● **AVAILABLE DATA**:

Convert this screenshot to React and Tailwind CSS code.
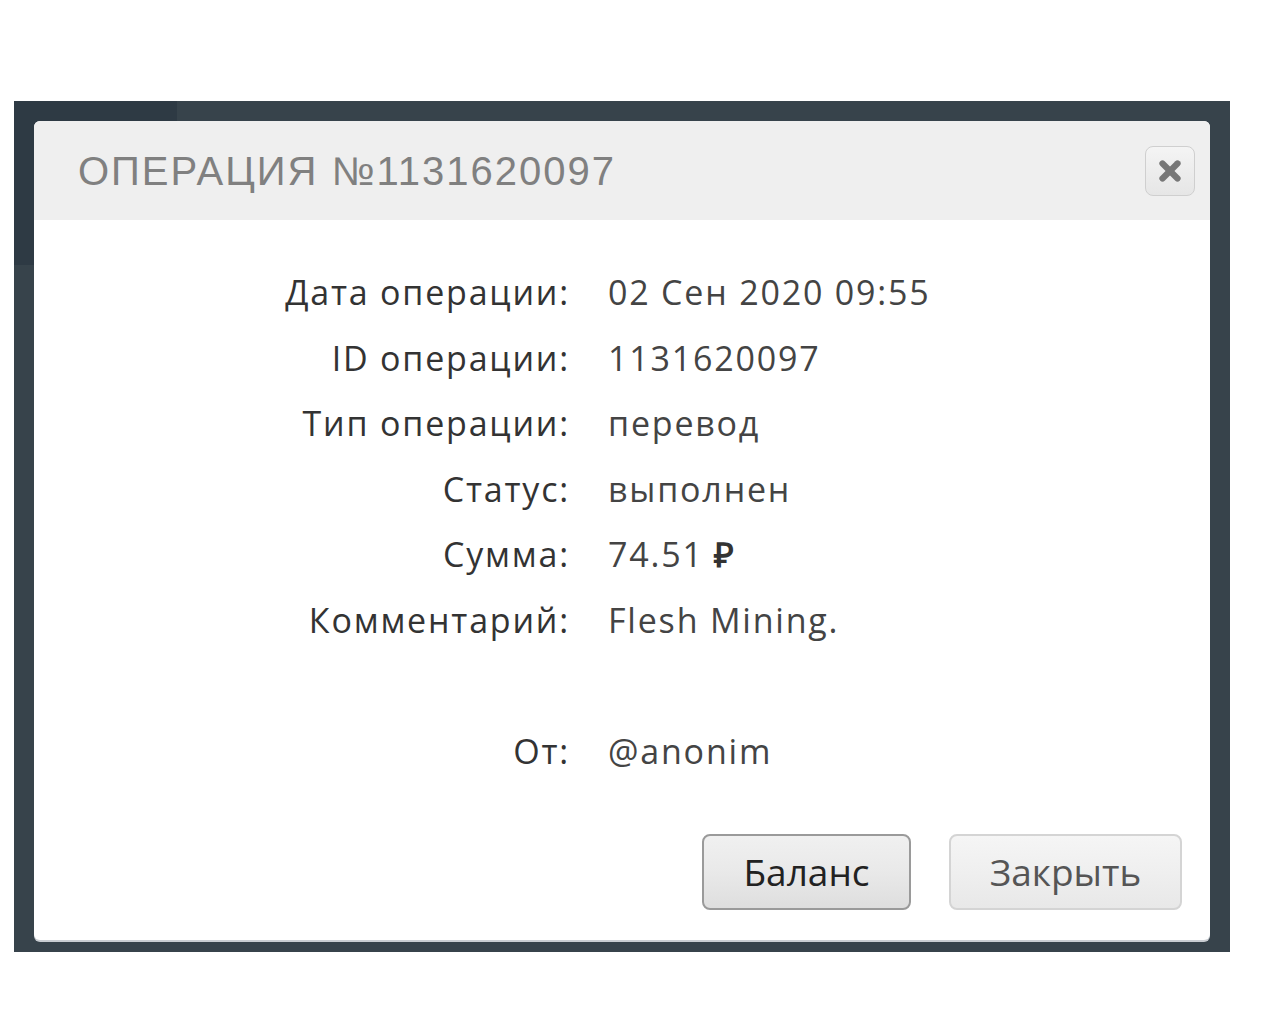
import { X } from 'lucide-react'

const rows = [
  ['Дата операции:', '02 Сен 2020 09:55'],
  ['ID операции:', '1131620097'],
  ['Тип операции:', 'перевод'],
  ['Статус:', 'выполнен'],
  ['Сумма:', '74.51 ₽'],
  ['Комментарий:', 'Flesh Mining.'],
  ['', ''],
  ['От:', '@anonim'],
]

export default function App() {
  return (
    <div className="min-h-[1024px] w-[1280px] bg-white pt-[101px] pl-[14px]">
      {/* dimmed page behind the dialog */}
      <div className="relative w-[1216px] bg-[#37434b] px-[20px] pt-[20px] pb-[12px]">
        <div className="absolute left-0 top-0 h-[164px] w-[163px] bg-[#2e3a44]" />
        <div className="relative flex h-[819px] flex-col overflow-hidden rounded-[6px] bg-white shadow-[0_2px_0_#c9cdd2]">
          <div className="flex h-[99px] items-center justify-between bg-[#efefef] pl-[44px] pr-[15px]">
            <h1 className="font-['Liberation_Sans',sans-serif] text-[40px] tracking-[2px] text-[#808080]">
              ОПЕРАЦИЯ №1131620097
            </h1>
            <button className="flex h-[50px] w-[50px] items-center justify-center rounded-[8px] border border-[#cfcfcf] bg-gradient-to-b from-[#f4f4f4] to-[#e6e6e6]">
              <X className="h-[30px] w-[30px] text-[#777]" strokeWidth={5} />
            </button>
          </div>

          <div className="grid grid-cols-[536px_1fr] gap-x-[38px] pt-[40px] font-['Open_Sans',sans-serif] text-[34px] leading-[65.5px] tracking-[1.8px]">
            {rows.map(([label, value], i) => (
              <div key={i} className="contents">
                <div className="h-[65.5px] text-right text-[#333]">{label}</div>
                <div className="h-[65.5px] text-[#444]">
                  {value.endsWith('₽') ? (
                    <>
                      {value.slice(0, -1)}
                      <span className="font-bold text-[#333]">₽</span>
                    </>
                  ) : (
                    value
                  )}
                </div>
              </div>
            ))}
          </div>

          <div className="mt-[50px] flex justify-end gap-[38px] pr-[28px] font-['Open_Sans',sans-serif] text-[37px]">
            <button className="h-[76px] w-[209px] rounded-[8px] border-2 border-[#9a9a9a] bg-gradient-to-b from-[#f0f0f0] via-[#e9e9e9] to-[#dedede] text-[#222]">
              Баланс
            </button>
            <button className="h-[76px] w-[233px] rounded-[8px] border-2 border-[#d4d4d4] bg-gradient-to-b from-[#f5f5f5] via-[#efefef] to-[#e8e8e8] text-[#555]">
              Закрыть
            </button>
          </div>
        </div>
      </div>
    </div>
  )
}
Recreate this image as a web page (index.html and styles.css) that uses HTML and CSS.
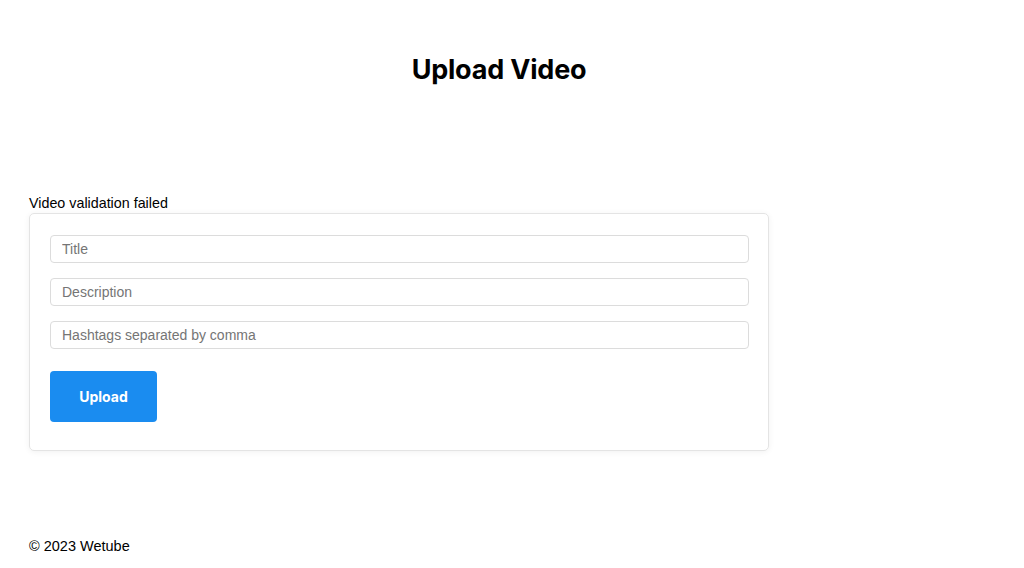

● **WHAT IS ASKED**: Leave out the pictures and print every line of the data exactly.

● **FULL OUTPUT**:
Convert this screenshot to React and Tailwind CSS code.
import { X } from 'lucide-react'

const rows = [
  ['Дата операции:', '02 Сен 2020 09:55'],
  ['ID операции:', '1131620097'],
  ['Тип операции:', 'перевод'],
  ['Статус:', 'выполнен'],
  ['Сумма:', '74.51 ₽'],
  ['Комментарий:', 'Flesh Mining.'],
  ['', ''],
  ['От:', '@anonim'],
]

export default function App() {
  return (
    <div className="min-h-[1024px] w-[1280px] bg-white pt-[101px] pl-[14px]">
      {/* dimmed page behind the dialog */}
      <div className="relative w-[1216px] bg-[#37434b] px-[20px] pt-[20px] pb-[12px]">
        <div className="absolute left-0 top-0 h-[164px] w-[163px] bg-[#2e3a44]" />
        <div className="relative flex h-[819px] flex-col overflow-hidden rounded-[6px] bg-white shadow-[0_2px_0_#c9cdd2]">
          <div className="flex h-[99px] items-center justify-between bg-[#efefef] pl-[44px] pr-[15px]">
            <h1 className="font-['Liberation_Sans',sans-serif] text-[40px] tracking-[2px] text-[#808080]">
              ОПЕРАЦИЯ №1131620097
            </h1>
            <button className="flex h-[50px] w-[50px] items-center justify-center rounded-[8px] border border-[#cfcfcf] bg-gradient-to-b from-[#f4f4f4] to-[#e6e6e6]">
              <X className="h-[30px] w-[30px] text-[#777]" strokeWidth={5} />
            </button>
          </div>

          <div className="grid grid-cols-[536px_1fr] gap-x-[38px] pt-[40px] font-['Open_Sans',sans-serif] text-[34px] leading-[65.5px] tracking-[1.8px]">
            {rows.map(([label, value], i) => (
              <div key={i} className="contents">
                <div className="h-[65.5px] text-right text-[#333]">{label}</div>
                <div className="h-[65.5px] text-[#444]">
                  {value.endsWith('₽') ? (
                    <>
                      {value.slice(0, -1)}
                      <span className="font-bold text-[#333]">₽</span>
                    </>
                  ) : (
                    value
                  )}
                </div>
              </div>
            ))}
          </div>

          <div className="mt-[50px] flex justify-end gap-[38px] pr-[28px] font-['Open_Sans',sans-serif] text-[37px]">
            <button className="h-[76px] w-[209px] rounded-[8px] border-2 border-[#9a9a9a] bg-gradient-to-b from-[#f0f0f0] via-[#e9e9e9] to-[#dedede] text-[#222]">
              Баланс
            </button>
            <button className="h-[76px] w-[233px] rounded-[8px] border-2 border-[#d4d4d4] bg-gradient-to-b from-[#f5f5f5] via-[#efefef] to-[#e8e8e8] text-[#555]">
              Закрыть
            </button>
          </div>
        </div>
      </div>
    </div>
  )
}
Recreate this image as a web page (index.html and styles.css) that uses HTML and CSS.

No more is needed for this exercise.